US Dollar Index cautious, steady around 92.20 ahead of Payrolls

  • DXY trades without direction in the 92.20 region on Friday.
  • Yields of the key US 10-year note look consolidative near 1.30%.
  • Markets’ attention will exclusively be on the August’s Nonfarm Payrolls.

The greenback navigates the lower end of the weekly range in the low 92.00s when tracked by the US Dollar Index (DXY).

US Dollar Index: It is all about the NFP

The index remains under pressure for yet another session, briefly dropping to new multi-week lows in the 92.20/15 against the backdrop of increasing cautiousness among traders ahead of the crucial Nonfarm Payrolls (750K exp.) due later in the NA session.

Other than the vigilant stance from market participants, the lack of traction in US yields also weigh on the dollar. Indeed, yields of the US 10-year note appears to have stabilized somewhat following the post-Powell drop around a week ago.

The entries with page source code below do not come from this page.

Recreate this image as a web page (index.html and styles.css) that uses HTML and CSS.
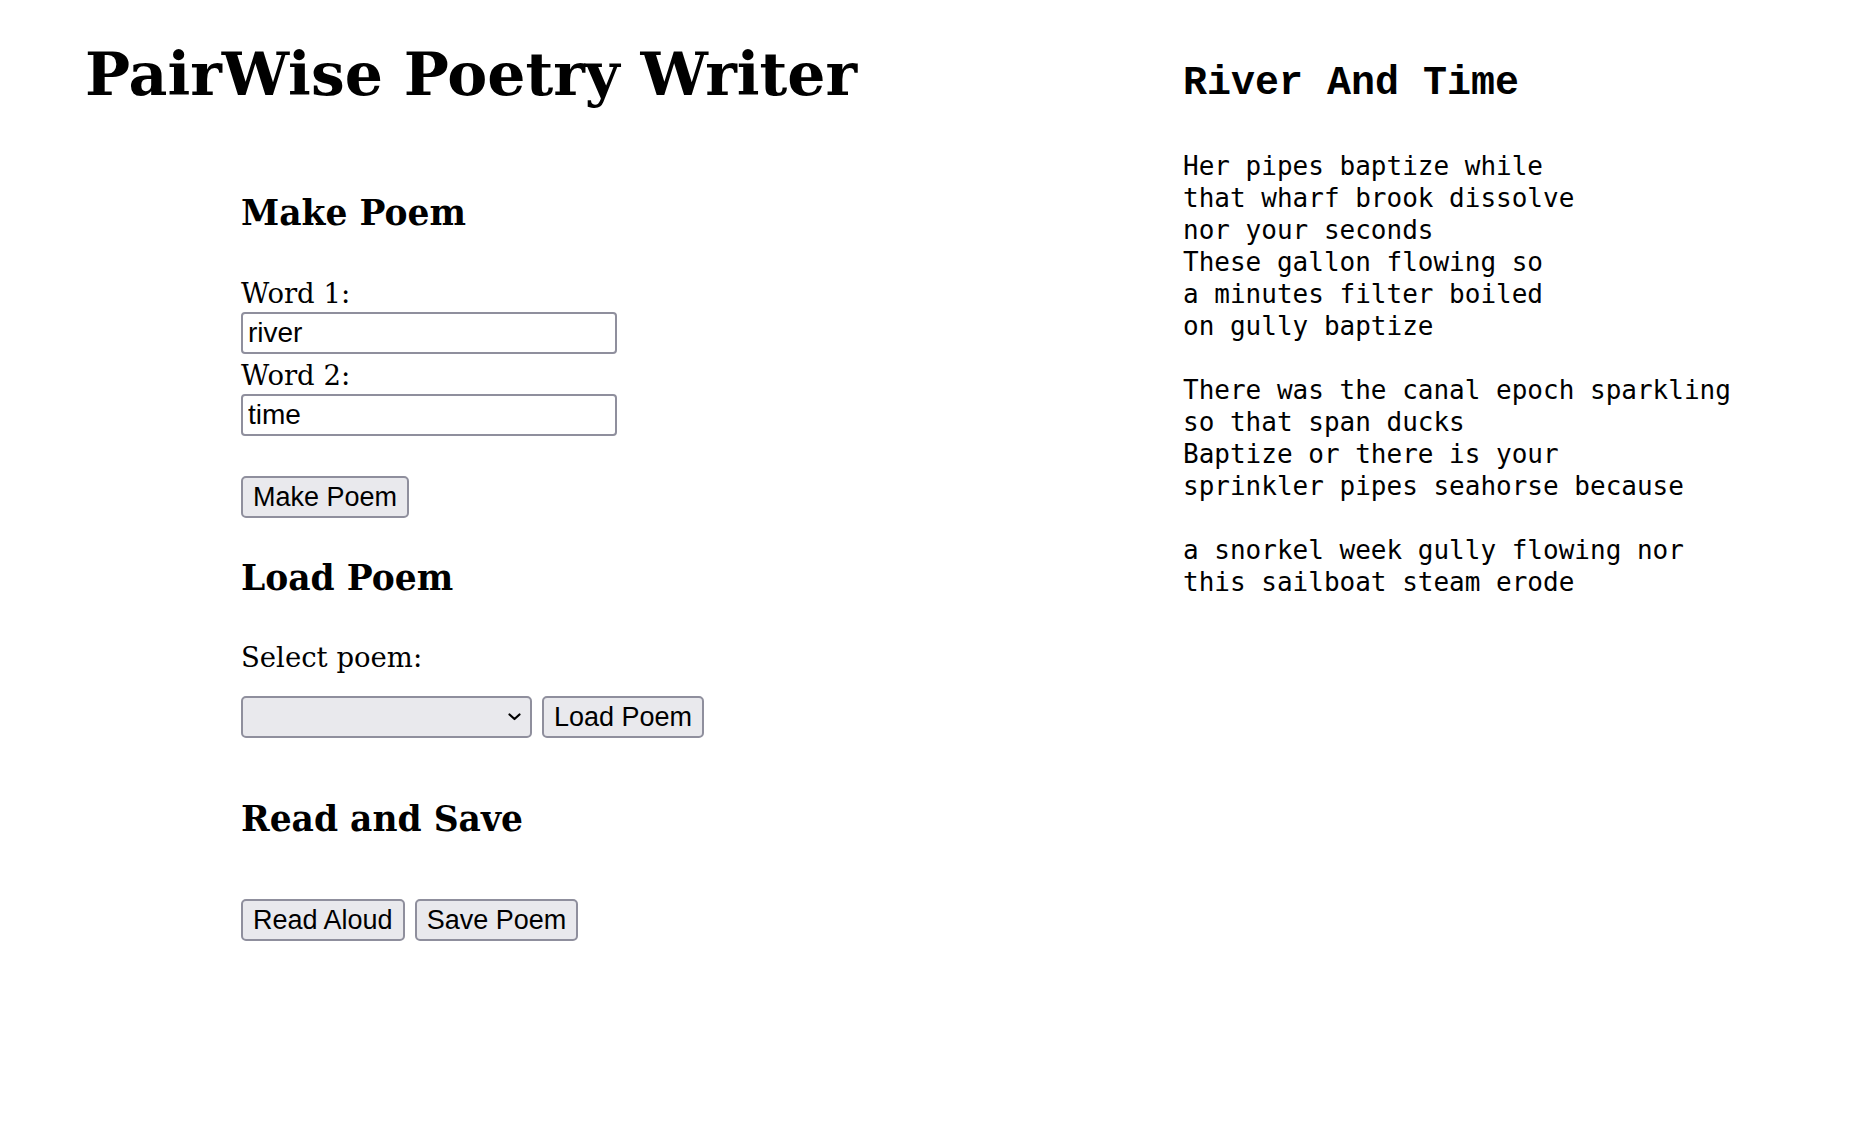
FILE: index.html
```html
<!DOCTYPE html>
<html lang="en">
<head>
<meta charset="utf-8">
<title>PairWise Poetry Writer</title>
<link rel="stylesheet" href="styles.css">
</head>
<body>
<div class="page">
  <main class="left">
    <h1 class="title">PairWise Poetry Writer</h1>
    <section class="panel">
      <h2 class="section-title make-title">Make Poem</h2>
      <div class="fields">
        <label class="field-label" for="word1">Word 1:</label>
        <input class="text-input" id="word1" type="text" value="river">
        <label class="field-label second" for="word2">Word 2:</label>
        <input class="text-input" id="word2" type="text" value="time">
      </div>
      <div class="row make-row"><button class="btn">Make Poem</button></div>

      <h2 class="section-title load-title">Load Poem</h2>
      <p class="select-label">Select poem:</p>
      <div class="row select-row">
        <div class="select-wrap">
          <select class="select"><option></option></select>
          <svg class="chevron" width="13" height="8" viewBox="0 0 13 8"><polyline points="1.5,1.5 6.5,6 11.5,1.5" fill="none" stroke="#000" stroke-width="2.2" stroke-linecap="round" stroke-linejoin="round"/></svg>
        </div>
        <button class="btn">Load Poem</button>
      </div>

      <h2 class="section-title read-title">Read and Save</h2>
      <div class="row read-row">
        <button class="btn">Read Aloud</button>
        <button class="btn">Save Poem</button>
      </div>
    </section>
  </main>
  <aside class="poem">
    <h2 class="poem-title">River And Time</h2>
<pre class="poem-text">Her pipes baptize while
that wharf brook dissolve
nor your seconds
These gallon flowing so
a minutes filter boiled
on gully baptize

There was the canal epoch sparkling
so that span ducks
Baptize or there is your
sprinkler pipes seahorse because

a snorkel week gully flowing nor
this sailboat steam erode</pre>
  </aside>
</div>
</body>
</html>
```

FILE: styles.css
```css
html, body {
  margin: 0;
  padding: 0;
  background: #fff;
  color: #000;
}

body {
  font-family: "DejaVu Serif", "Liberation Serif", serif;
}

.page {
  display: flex;
  align-items: flex-start;
  padding: 38px 0 0 85px;
}

.left {
  flex: none;
  width: 1098px;
}

.title {
  margin: 0;
  font-size: 60px;
  line-height: 72px;
  font-weight: bold;
}

.panel {
  padding-left: 156px;
}

.section-title {
  margin: 0;
  font-size: 34.5px;
  line-height: 46px;
  font-weight: bold;
}

.make-title { margin-top: 80px; }
.load-title { margin-top: 37px; }
.read-title { margin-top: 58px; }

.fields {
  display: flex;
  flex-direction: column;
  align-items: flex-start;
  margin-top: 38px;
}

.field-label {
  display: block;
  font-size: 27.5px;
  line-height: 38px;
}

.field-label.second {
  margin-top: 2px;
}

.text-input {
  box-sizing: border-box;
  width: 376px;
  height: 42px;
  margin: 0;
  padding: 0 5px;
  border: 2px solid #8f8f9d;
  border-radius: 4px;
  background: #fff;
  font-family: "Liberation Sans", Arial, sans-serif;
  font-size: 28px;
  color: #000;
}

.row {
  display: flex;
  gap: 10px;
}

.make-row { margin-top: 40px; }
.select-row { margin-top: 20px; }
.read-row { margin-top: 57px; }

.select-label {
  margin: 37px 0 0;
  font-size: 27.5px;
  line-height: 38px;
}

.btn {
  box-sizing: border-box;
  height: 42px;
  margin: 0;
  padding: 0 10px;
  border: 2px solid #8f8f9d;
  border-radius: 5px;
  background: #e9e9ed;
  color: #000;
  font-family: "Liberation Sans", Arial, sans-serif;
  font-size: 27px;
  line-height: 1;
}

.select-wrap {
  position: relative;
  width: 291px;
  height: 42px;
}

.select {
  box-sizing: border-box;
  width: 291px;
  height: 42px;
  margin: 0;
  border: 2px solid #8f8f9d;
  border-radius: 5px;
  background: #e9e9ed;
  appearance: none;
  -webkit-appearance: none;
  font-family: "Liberation Sans", Arial, sans-serif;
  font-size: 26px;
}

.chevron {
  position: absolute;
  right: 11px;
  top: 17px;
  pointer-events: none;
}

.poem {
  flex: none;
}

.poem-title {
  margin: 22px 0 0;
  font-family: "Liberation Mono", "Courier New", monospace;
  font-size: 40px;
  line-height: 48px;
  font-weight: bold;
}

.poem-text {
  margin: 42px 0 0;
  font-family: "DejaVu Sans Mono", monospace;
  font-size: 26px;
  line-height: 32px;
}
```
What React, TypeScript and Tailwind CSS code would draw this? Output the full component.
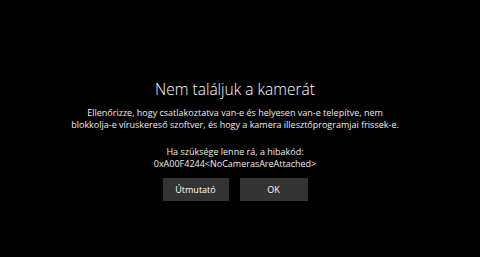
import React from 'react';

const App: React.FC = () => {
    return (
        <div className="w-[480px] h-[257px] bg-black text-white flex flex-col items-center pt-[79px] pr-[10px] font-['Open_Sans','Noto_Sans',sans-serif]">
            <h1 className="text-[15.5px] leading-[20px] font-light">Nem találjuk a kamerát</h1>
            <p className="text-[9px] leading-[12px] text-center mt-[8px] text-[#ececec]">
                Ellenőrizze, hogy csatlakoztatva van-e és helyesen van-e telepítve, nem
                <br />
                blokkolja-e víruskereső szoftver, és hogy a kamera illesztőprogramjai frissek-e.
            </p>
            <p className="text-[9px] leading-[12px] text-center mt-[15px] text-[#ececec]">
                Ha szüksége lenne rá, a hibakód:
                <br />
                0xA00F4244&lt;NoCamerasAreAttached&gt;
            </p>
            <div className="flex gap-[11px] mt-[8px]">
                <button className="w-[66px] h-[23px] bg-[#333333] text-[9px] text-white">Útmutató</button>
                <button className="w-[68px] h-[23px] bg-[#333333] text-[9px] text-white">OK</button>
            </div>
        </div>
    );
};

export default App;
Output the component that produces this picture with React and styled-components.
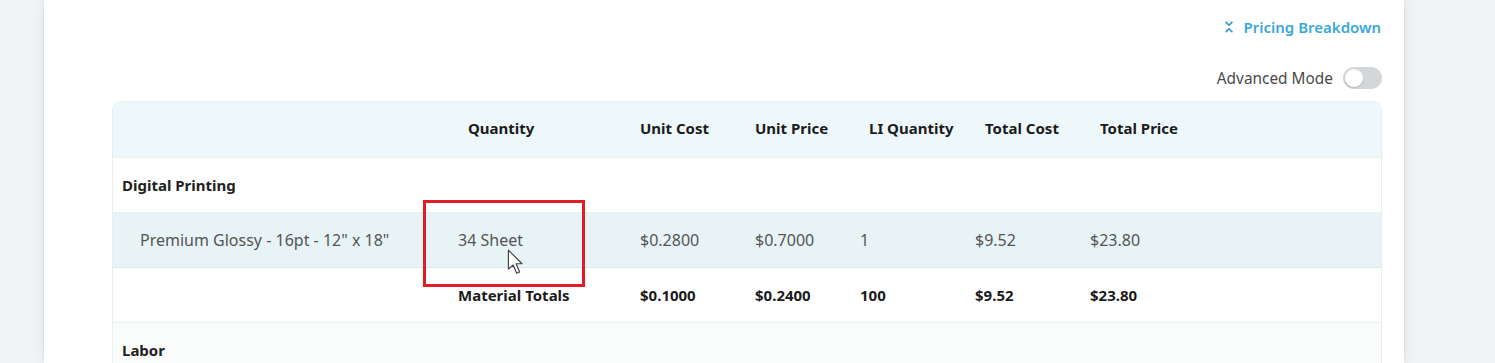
import styled, { createGlobalStyle } from 'styled-components';
import { ChevronsDownUp } from 'lucide-react';

const GlobalStyle = createGlobalStyle`
  html, body {
    margin: 0;
    padding: 0;
    height: 100%;
    overflow: hidden;
  }
  body {
    font-family: "Noto Sans", "Open Sans", sans-serif;
    background: #eef3f5;
  }
`;

const columns = [
  { key: 'qty', label: 'Quantity', shift: 10 },
  { key: 'unitCost', label: 'Unit Cost', shift: 0 },
  { key: 'unitPrice', label: 'Unit Price', shift: 0 },
  { key: 'liQty', label: 'LI Quantity', shift: 9 },
  { key: 'totalCost', label: 'Total Cost', shift: 10 },
  { key: 'totalPrice', label: 'Total Price', shift: 10 },
];

const item = {
  name: 'Premium Glossy - 16pt - 12" x 18"',
  qty: '34 Sheet',
  unitCost: '$0.2800',
  unitPrice: '$0.7000',
  liQty: '1',
  totalCost: '$9.52',
  totalPrice: '$23.80',
};

const totals = {
  qty: 'Material Totals',
  unitCost: '$0.1000',
  unitPrice: '$0.2400',
  liQty: '100',
  totalCost: '$9.52',
  totalPrice: '$23.80',
};

const App = () => (
  <>
    <GlobalStyle />
    <Page>
      <Card>
        <Toolbar>
          <BreakdownLink>
            <ChevronsDownUp size={14} strokeWidth={3} />
            Pricing Breakdown
          </BreakdownLink>
          <ModeRow>
            Advanced Mode
            <Toggle>
              <Knob />
            </Toggle>
          </ModeRow>
        </Toolbar>
        <Table>
          <Row $variant="head">
            <Cell />
            {columns.map((c) => (
              <HeadCell key={c.key} $shift={c.shift}>{c.label}</HeadCell>
            ))}
          </Row>
          <Row>
            <SectionCell>Digital Printing</SectionCell>
          </Row>
          <Row $variant="hover">
            <Cell $indent>{item.name}</Cell>
            {columns.map((c) => (
              <Cell key={c.key}>{item[c.key]}</Cell>
            ))}
            <Annotation />
            <Pointer viewBox="0 0 14 22" width="17" height="26">
              <path d="M1 1 L1 17 L5 13.5 L8 20.5 L10.5 19.5 L7.5 12.5 L12.5 12.5 Z" fill="#fff" stroke="#444" strokeWidth="1" strokeLinejoin="round" />
            </Pointer>
          </Row>
          <Row>
            <Cell />
            {columns.map((c) => (
              <Cell key={c.key} $bold>{totals[c.key]}</Cell>
            ))}
          </Row>
          <Row $variant="muted">
            <SectionCell>Labor</SectionCell>
          </Row>
        </Table>
      </Card>
    </Page>
  </>
);

export default App;

const Page = styled.div`
  height: 363px;
  display: flex;
  padding: 0 91px 0 44px;
  background: linear-gradient(90deg, #f1f5f7 0%, #eef3f5 50%, #f0f4f6 100%);
`;

const Card = styled.div`
  flex: 1;
  background: #fff;
  box-shadow: 0 0 14px rgba(40, 50, 60, 0.1), 0 0 0 1px #eaedef;
  padding: 0 22px 0 68px;
  display: flex;
  flex-direction: column;
`;

const Toolbar = styled.div`
  display: flex;
  flex-direction: column;
  align-items: flex-end;
  padding-top: 17px;
  gap: 30px;
  height: 89px;
  box-sizing: border-box;
`;

const BreakdownLink = styled.div`
  display: flex;
  align-items: center;
  gap: 8px;
  color: #3aa8d8;
  font-size: 15px;
  font-weight: 600;
  height: 22px;
  padding-right: 1px;
  svg {
    color: #2f9fd0;
  }
`;

const ModeRow = styled.div`
  display: flex;
  align-items: center;
  gap: 10px;
  font-size: 15.4px;
  color: #4a4a4a;
`;

const Toggle = styled.div`
  width: 39px;
  height: 22px;
  border-radius: 11px;
  background: #d3d7da;
  display: flex;
  align-items: center;
  padding: 0 2px;
  box-sizing: border-box;
`;

const Knob = styled.div`
  width: 18px;
  height: 18px;
  border-radius: 50%;
  background: #fff;
  box-shadow: 0 1px 2px rgba(0, 0, 0, 0.15);
`;

const Table = styled.div`
  border: 1px solid #e6eef1;
  border-bottom: none;
  border-radius: 9px 9px 0 0;
  overflow: hidden;
  margin-top: 12px;
  flex: 1;
`;

const rowBg = {
  head: '#eef8fb',
  hover: '#e8f3f6',
  muted: '#fafbfb',
};

const Row = styled.div`
  display: grid;
  grid-template-columns: 335px 182px 115px 105px 115px 115px 1fr;
  align-items: center;
  height: ${({ $variant }) => ($variant === 'head' ? 56 : 55)}px;
  padding-bottom: ${({ $variant }) => ($variant === 'head' ? 3 : 1)}px;
  box-sizing: border-box;
  background: ${({ $variant }) => rowBg[$variant] || '#fff'};
  border-bottom: 1px solid ${({ $variant }) => ($variant === 'hover' ? '#dde8ec' : '#eaf0f2')};
  position: relative;
  font-size: 16px;
`;

const Cell = styled.div`
  padding-left: ${({ $indent }) => ($indent ? 27 : 10)}px;
  color: ${({ $bold }) => ($bold ? '#1c1c1c' : '#555')};
  font-weight: ${({ $bold }) => ($bold ? 700 : 400)};
  font-size: ${({ $bold }) => ($bold ? 15 : 16)}px;
  white-space: nowrap;
`;

const HeadCell = styled.div`
  padding-left: ${({ $shift }) => 10 + $shift}px;
  font-weight: 700;
  font-size: 15px;
  color: #1c1c1c;
  white-space: nowrap;
`;

const SectionCell = styled.div`
  grid-column: 1 / -1;
  padding-left: 9px;
  font-weight: 700;
  font-size: 15px;
  color: #222;
`;

const Annotation = styled.div`
  position: absolute;
  z-index: 2;
  left: 310px;
  top: -13px;
  width: 156px;
  height: 81px;
  border: 3px solid #e31b23;
  pointer-events: none;
`;

const Pointer = styled.svg`
  position: absolute;
  z-index: 3;
  left: 394px;
  top: 36px;
`;
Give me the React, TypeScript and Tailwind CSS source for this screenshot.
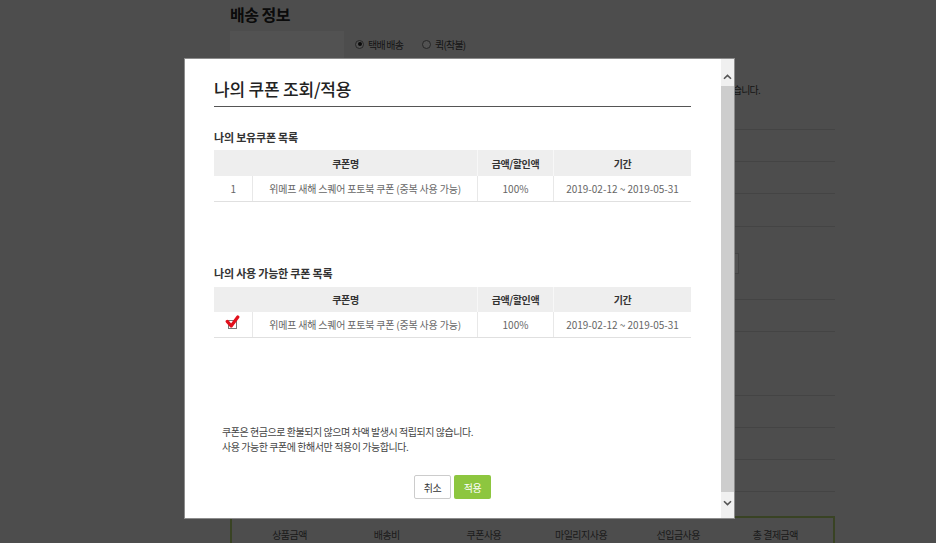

Furthermore, the upcoming release of August Nonfarm Payrolls remains crucial regarding a potential announcement of QE tapering. In fact, a positive surprise in the release would surely boost the likeliness that the Fed statement could signal the start of the tapering of the bond-purchase programme as soon as at this month’s meeting. In case Payrolls comes in short of expectations, that kind of announcements should wait to, probably, November or December.

Other than Payrolls, the US Services sector will be in the limelight following the releases of Markit’s Services PMI and the ISM Non-Manufacturing.

What to look for around USD

The index extends the post-Jackson Hole selloff to fresh lows in the vicinity of 92.20, where some contention seems to have emerged. In the meantime, and looking at the broader picture, support for the buck is expected to emerge in the form of delta concerns, high inflation, tapering prospects and the performance of the US economic recovery vs. its peers overseas.

Key events in the US this week: Nonfarm Payrolls, ISM Non-Manufacturing (Friday).

Eminent issues on the back boiler: Biden’s multi-billion plan to support infrastructure and families. US-China trade conflict under the Biden’s administration. Tapering speculation vs. economic recovery. US real interest rates vs. Europe. Debt ceiling debate. Geopolitical risks stemming from Afghanistan.

US Dollar Index relevant levels

Now, the index is up 0.02% at 92.23 and a break above 92.52 (55-day SMA) would open the door to 93.18 (high Aug.27) and then 93.72 (2021 high Aug.20). On the flip side, the next support aligns at 92.15 (monthly low Sep.3) followed by 91.78 (monthly low Jul.30) and finally 91.62 (100-day SMA).